> _Raw records_:
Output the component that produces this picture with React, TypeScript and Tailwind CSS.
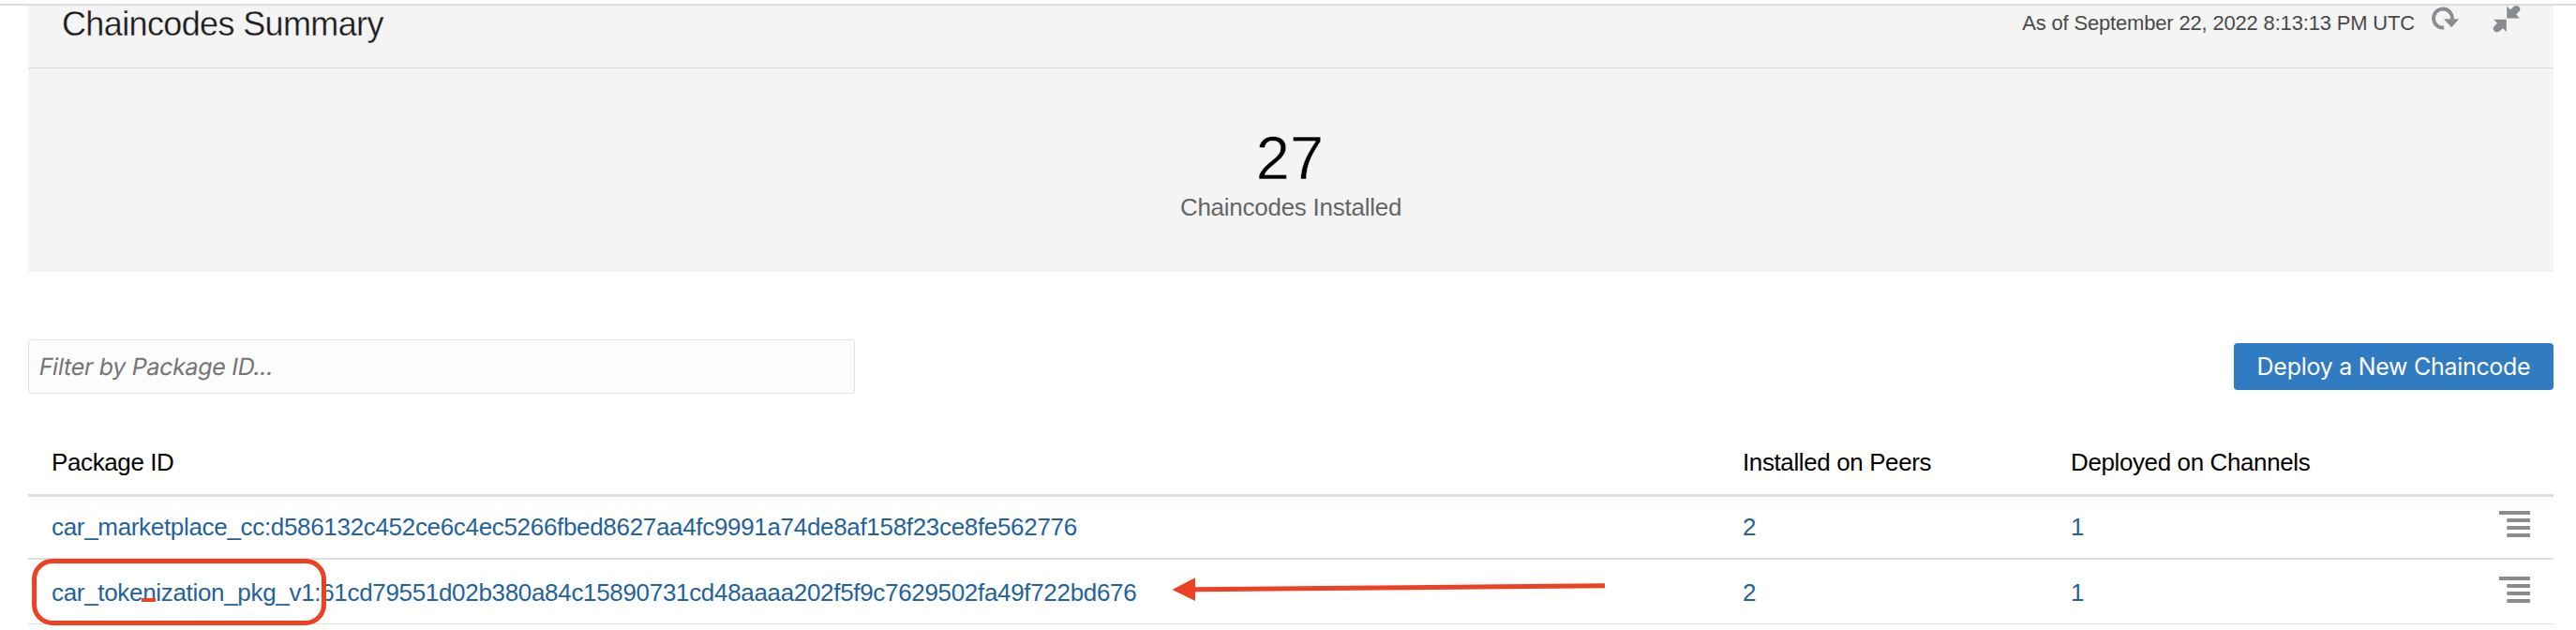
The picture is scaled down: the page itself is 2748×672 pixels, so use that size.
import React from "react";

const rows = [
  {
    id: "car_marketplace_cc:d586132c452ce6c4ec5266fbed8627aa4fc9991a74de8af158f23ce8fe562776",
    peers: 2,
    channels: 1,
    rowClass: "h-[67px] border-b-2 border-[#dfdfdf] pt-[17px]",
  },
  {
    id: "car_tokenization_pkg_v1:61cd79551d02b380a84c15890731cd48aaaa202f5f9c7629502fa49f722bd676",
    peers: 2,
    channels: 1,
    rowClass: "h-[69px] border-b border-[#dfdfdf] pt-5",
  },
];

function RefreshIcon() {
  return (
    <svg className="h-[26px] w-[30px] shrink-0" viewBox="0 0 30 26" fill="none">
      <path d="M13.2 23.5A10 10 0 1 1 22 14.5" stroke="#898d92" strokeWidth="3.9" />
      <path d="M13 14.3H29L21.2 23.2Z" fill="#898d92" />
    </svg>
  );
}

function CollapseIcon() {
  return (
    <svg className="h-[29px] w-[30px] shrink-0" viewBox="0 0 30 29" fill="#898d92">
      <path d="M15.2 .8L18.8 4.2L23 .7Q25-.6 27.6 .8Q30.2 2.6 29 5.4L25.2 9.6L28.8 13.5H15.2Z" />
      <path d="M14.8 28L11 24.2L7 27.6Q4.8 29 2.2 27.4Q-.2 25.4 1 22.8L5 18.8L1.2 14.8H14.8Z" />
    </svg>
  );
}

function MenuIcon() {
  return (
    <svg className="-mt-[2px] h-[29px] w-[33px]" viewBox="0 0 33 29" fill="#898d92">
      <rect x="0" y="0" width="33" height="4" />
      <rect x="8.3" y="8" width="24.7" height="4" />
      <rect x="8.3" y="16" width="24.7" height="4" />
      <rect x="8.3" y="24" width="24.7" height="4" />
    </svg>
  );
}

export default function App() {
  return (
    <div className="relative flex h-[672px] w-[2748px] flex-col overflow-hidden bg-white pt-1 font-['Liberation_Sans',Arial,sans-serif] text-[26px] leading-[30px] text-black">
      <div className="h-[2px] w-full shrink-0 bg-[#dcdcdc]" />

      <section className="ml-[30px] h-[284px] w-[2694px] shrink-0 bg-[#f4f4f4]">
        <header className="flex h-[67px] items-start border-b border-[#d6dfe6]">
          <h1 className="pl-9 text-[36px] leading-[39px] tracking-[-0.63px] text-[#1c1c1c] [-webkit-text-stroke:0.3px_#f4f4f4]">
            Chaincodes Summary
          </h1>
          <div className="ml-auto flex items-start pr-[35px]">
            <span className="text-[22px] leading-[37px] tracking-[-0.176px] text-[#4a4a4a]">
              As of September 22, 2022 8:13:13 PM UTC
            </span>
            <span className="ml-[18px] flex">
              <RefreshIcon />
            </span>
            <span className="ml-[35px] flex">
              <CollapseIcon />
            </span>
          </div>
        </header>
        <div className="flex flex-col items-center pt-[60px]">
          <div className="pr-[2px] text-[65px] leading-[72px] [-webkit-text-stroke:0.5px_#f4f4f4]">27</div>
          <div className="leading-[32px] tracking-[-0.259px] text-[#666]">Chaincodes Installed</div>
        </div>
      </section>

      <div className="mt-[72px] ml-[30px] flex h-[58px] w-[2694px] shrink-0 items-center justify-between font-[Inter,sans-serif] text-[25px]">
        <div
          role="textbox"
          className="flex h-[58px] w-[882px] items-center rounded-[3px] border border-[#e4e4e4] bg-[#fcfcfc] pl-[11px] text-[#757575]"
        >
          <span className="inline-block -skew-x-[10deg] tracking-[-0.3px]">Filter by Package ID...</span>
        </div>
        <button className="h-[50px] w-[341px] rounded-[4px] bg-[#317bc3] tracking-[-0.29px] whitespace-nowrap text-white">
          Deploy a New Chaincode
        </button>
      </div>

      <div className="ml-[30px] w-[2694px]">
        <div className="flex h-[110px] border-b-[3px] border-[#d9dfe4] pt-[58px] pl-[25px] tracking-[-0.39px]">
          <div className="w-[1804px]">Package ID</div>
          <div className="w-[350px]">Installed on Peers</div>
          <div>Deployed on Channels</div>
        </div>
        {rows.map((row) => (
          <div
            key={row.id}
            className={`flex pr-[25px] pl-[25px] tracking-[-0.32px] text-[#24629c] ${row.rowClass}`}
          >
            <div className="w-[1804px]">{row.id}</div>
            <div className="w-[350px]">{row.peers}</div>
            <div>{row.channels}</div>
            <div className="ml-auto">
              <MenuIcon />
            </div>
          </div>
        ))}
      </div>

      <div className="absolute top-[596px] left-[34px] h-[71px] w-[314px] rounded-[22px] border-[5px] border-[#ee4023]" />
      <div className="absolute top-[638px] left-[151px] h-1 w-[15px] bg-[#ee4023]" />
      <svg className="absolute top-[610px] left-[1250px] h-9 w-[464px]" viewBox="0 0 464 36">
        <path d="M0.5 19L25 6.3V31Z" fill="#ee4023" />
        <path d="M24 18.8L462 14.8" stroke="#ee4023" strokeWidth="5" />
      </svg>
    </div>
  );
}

--

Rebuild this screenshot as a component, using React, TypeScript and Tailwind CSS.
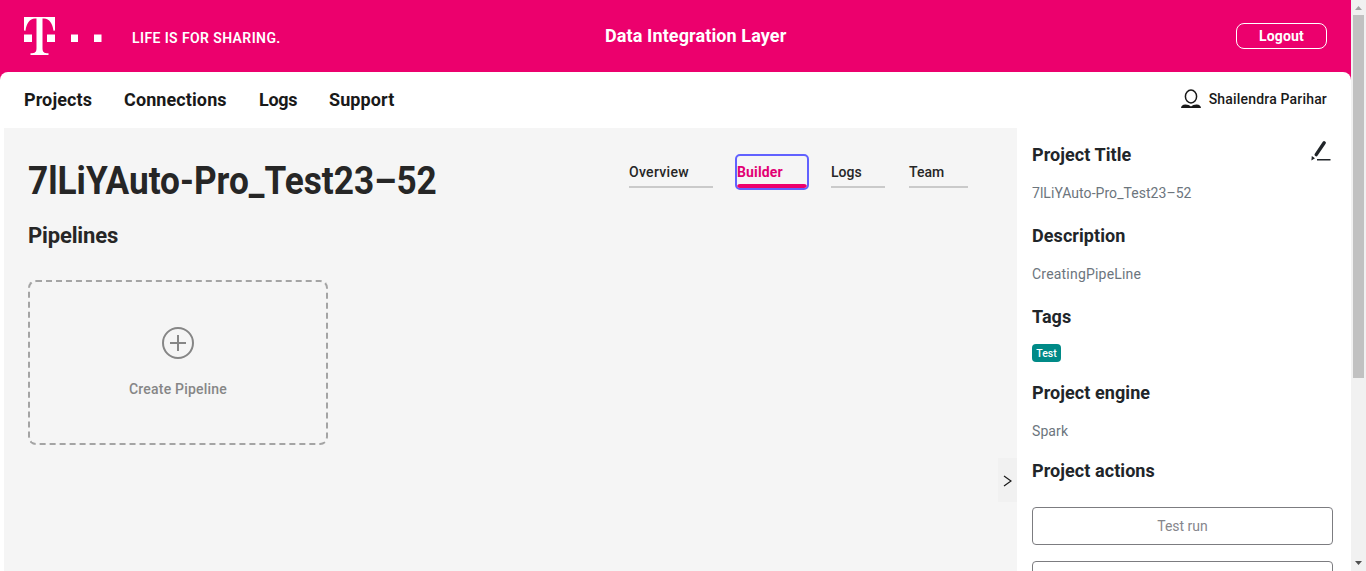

> _Problem to solve_: Copy out precisely the lines from the line with "The picture is" to the line with "import React from" in the material above, including those two lines and omitting all the rest.

> _Answer in full_:
The picture is scaled down: the page itself is 2748×672 pixels, so use that size.
import React from "react";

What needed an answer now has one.